I managed to make this one hour project last through four episodes of Dexter.  Perhaps I should have put in an audio book instead.

Also, because this was getting slapped on the wine bottle and gifted by the end of the night, I have no pictures of the process.  Except for the blocking!

While Dexter stalked Trinity, I pinned this tiny scarf to a Christmas kitchen towel and hoped for a quick blocking. It helped, but it really should have sat over night. Instead of sitting on the floor in front of a space heater or later, as I unpinned it and discovered it was still damp, in between my flat iron before I decided that might melt the yarn. I'm pretty sure I wasn't working with natural fibers on this project. Also, if I melted yarn in my hair straightener I'd look awfully funny come Monday morning.

I wanted to attach a cute little button where the scarf crossed, but time was of the essence. I just used a small piece of green yarn to secure it.

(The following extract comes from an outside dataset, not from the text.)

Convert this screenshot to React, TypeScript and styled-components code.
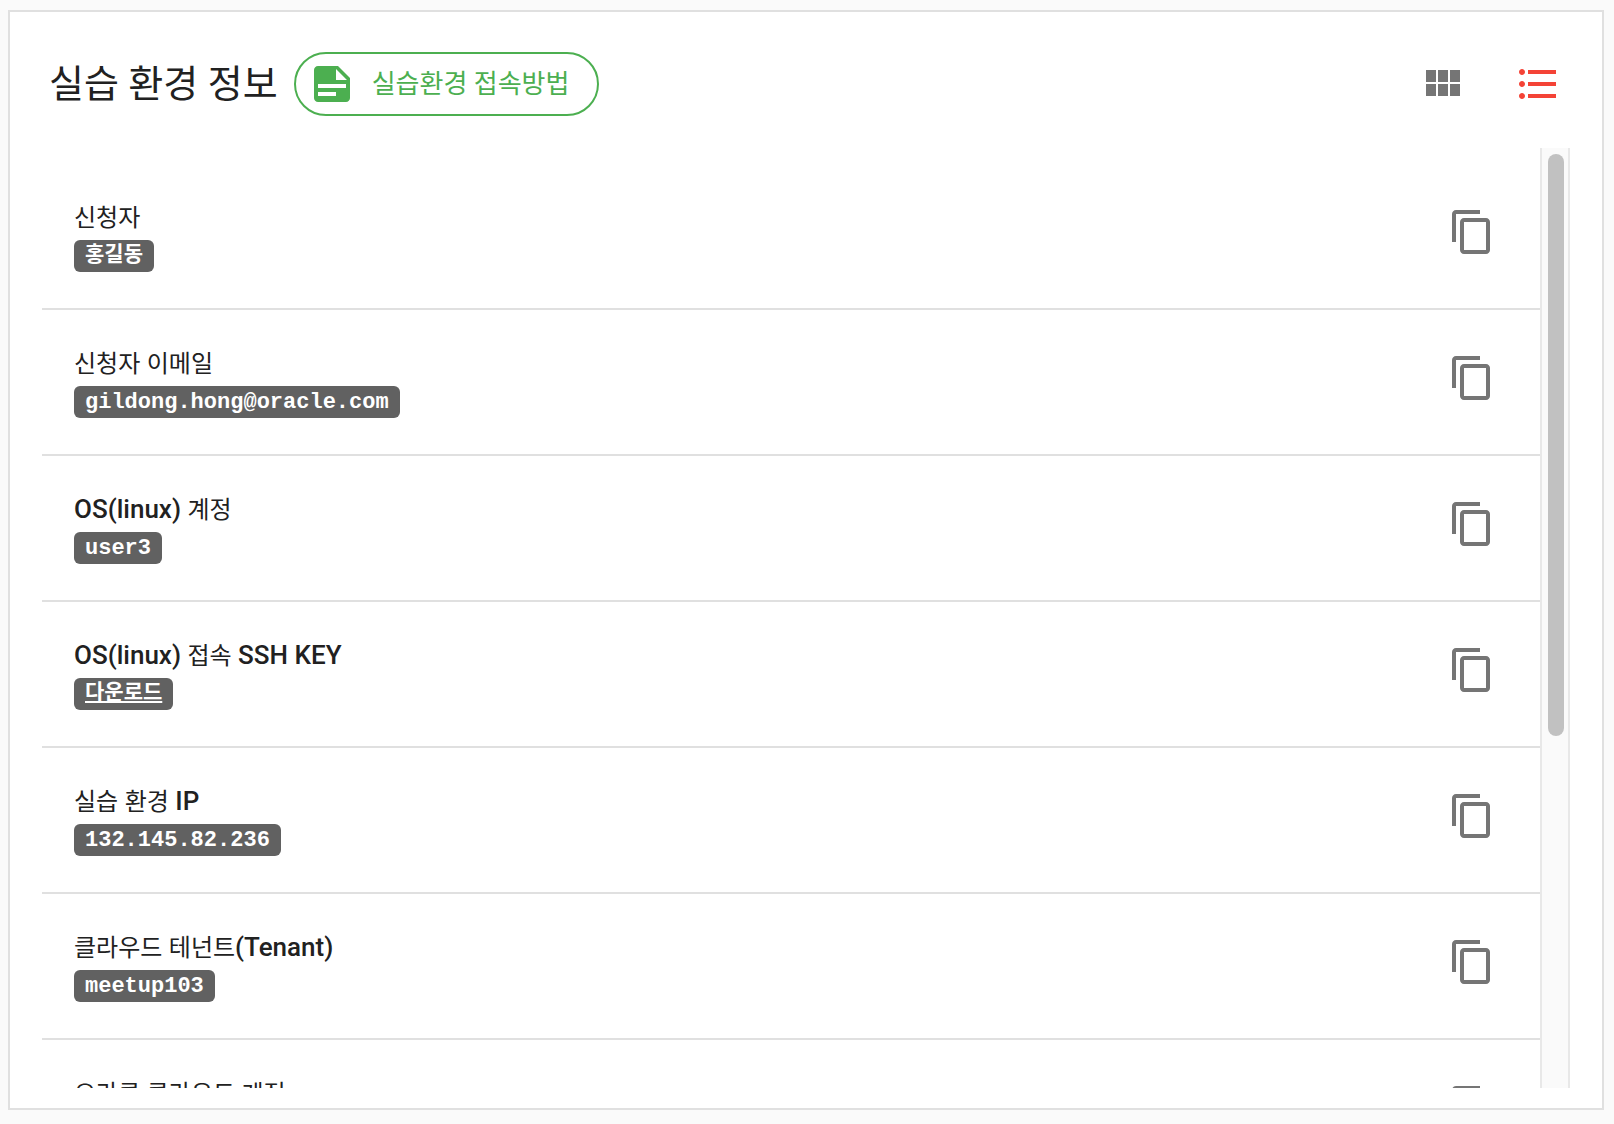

When I'm throwing things in front of the camera twenty minutes before guests arrive I tend to forget to photograph things. Things like the entire hat. You get the idea.

If you have naked wine bottles to gift this year, I suggest warming them up with this pattern from Knitsburgh!  I also suggest you put on NASCAR.  I don’t care how fast those cars are going, the same left turn is only interesting for maybe five minutes.  Maybe.